MedCrunch: Hi Eli, Can you tell us a bit about Neurotrack?
Eli Kaplan: Neurotrack is an early diagnostic test for Alzheimer’s which can detect Alzheimer’s 3-4 years before visible symptoms appear. Today, the current standard for diagnosis of Alzheimer’s is only after full blown, what they call “Frank” Alzheimer’s is in existence but that’s years after irreparable damage has already taken place. At this point doctors can’t really intervene medically and treat.
MedCrunch: That’s very fascinating. How does the technology actually work?
Eli Kaplan: It’s a computer based recognition memory test. It tests for impairments that exist in the hippocampus in the brain which is the first structure to be impacted by Alzheimer’s disease. When someone comes into our clinic they are seated in front of a computer that has an infrared eye tracking device imbedded in the monitor. They are told to watch the screen as though they are watching T.V. and nothing more. Two identical images come up and they remain on the screen for a brief period of time. The screen then goes dark for as little as two seconds and as much as two minutes, this varies throughout the test. Next, two more images come up, one of which they just saw on the previous screen and one of which is novel. We continue that sequencing of images for about thirty minutes, all the while this infrared eye tracking device is capturing where they are looking and how much time they are spending looking at the novel image versus the familiar image. Every human being has an instinctive preference for novelty but if your recognition memory is impaired you can no longer detect what is new and what is old. We analyze all of this data and are able to give a diagnosis. We ran a six year long research study and found that of those people who tested below 50 points on our test ( the test is scored 0-100 ), 100% of them reportedly got Alzheimer’s Disease. Of the people who tested above 67 points, none became inflicted by the disease. It is a really powerful technology that will have big implications for pharmaceutical companies and their development of Alzheimer’s medications and eventually as an annual screening tool for Alzheimer ’s disease.
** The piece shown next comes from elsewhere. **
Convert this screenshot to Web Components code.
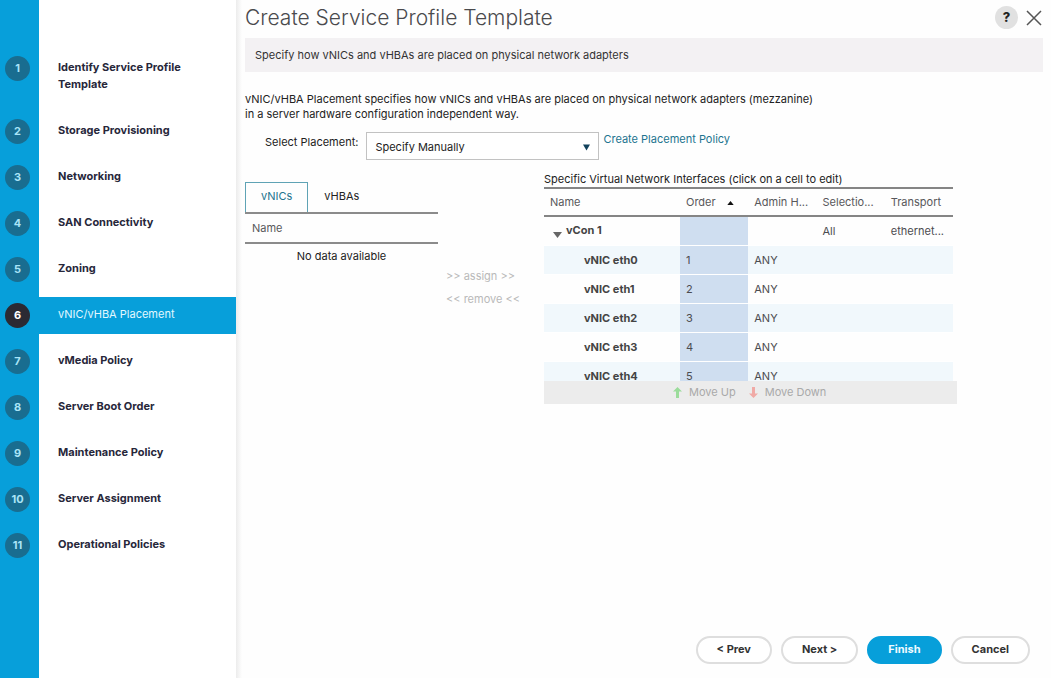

MedCrunch: You are at the stage where you are able to detect Alzheimer ’s disease, or pre Alzheimer’s Disease with this device. What can the patient then actually then do with this information? What are your recommendations for those patients that score below 50 points on your test?
Eli Kaplan: There’s actually a fair amount that you can do. You can say “Well, I don’t want to know that information because there isn’t this ‘silver bullet’ pill that I can take that will halt the disease in its tracks “, but there are a lot of symptom treating drugs. Our neurologists advise that the earlier you start taking these drugs, the more effective they are. Today when someone gets confirmation of the diagnosis of Alzheimer’s disease, and they are written a prescription for Aricept or Exelon, it’s really too late for a lot of these drugs to be very effective. It’s our belief and that of our neurologists that the earlier you start these medications, the better off you are. There are lots of things you can do, you can start exercising, do some brain fitness exercises, changes in your diet and nutrition that can have a great impact in terms of delaying symptoms. There are lots of life planning things that become very important with the disease in process.
MedCrunch: Is the very next step to reach out to pharmaceutical companies; is that what you are doing now?
Eli Kaplan: Yes. We are starting to talk to a lot of the big pharmaceuticals to help them populate their clinical trials with people who are pre-symptomatic for the disease. We are told that is a big issue for them in drug development, populating their clinical trials with the right types of people. Today, in current trials as well as past trials up to 80% of the people fall out because for whatever reason. If this happens they are no longer qualified for the trial.
MedCrunch: How was the idea actually conceived? Was it your idea?
Eli Kaplan: It was not my idea but it’s a technology that has really been in the works for twenty plus years, led by a team of neuroscientists that are based at Emory University.
MedCrunch: Wow, that’s very interesting. We are going watch this space. Thank you!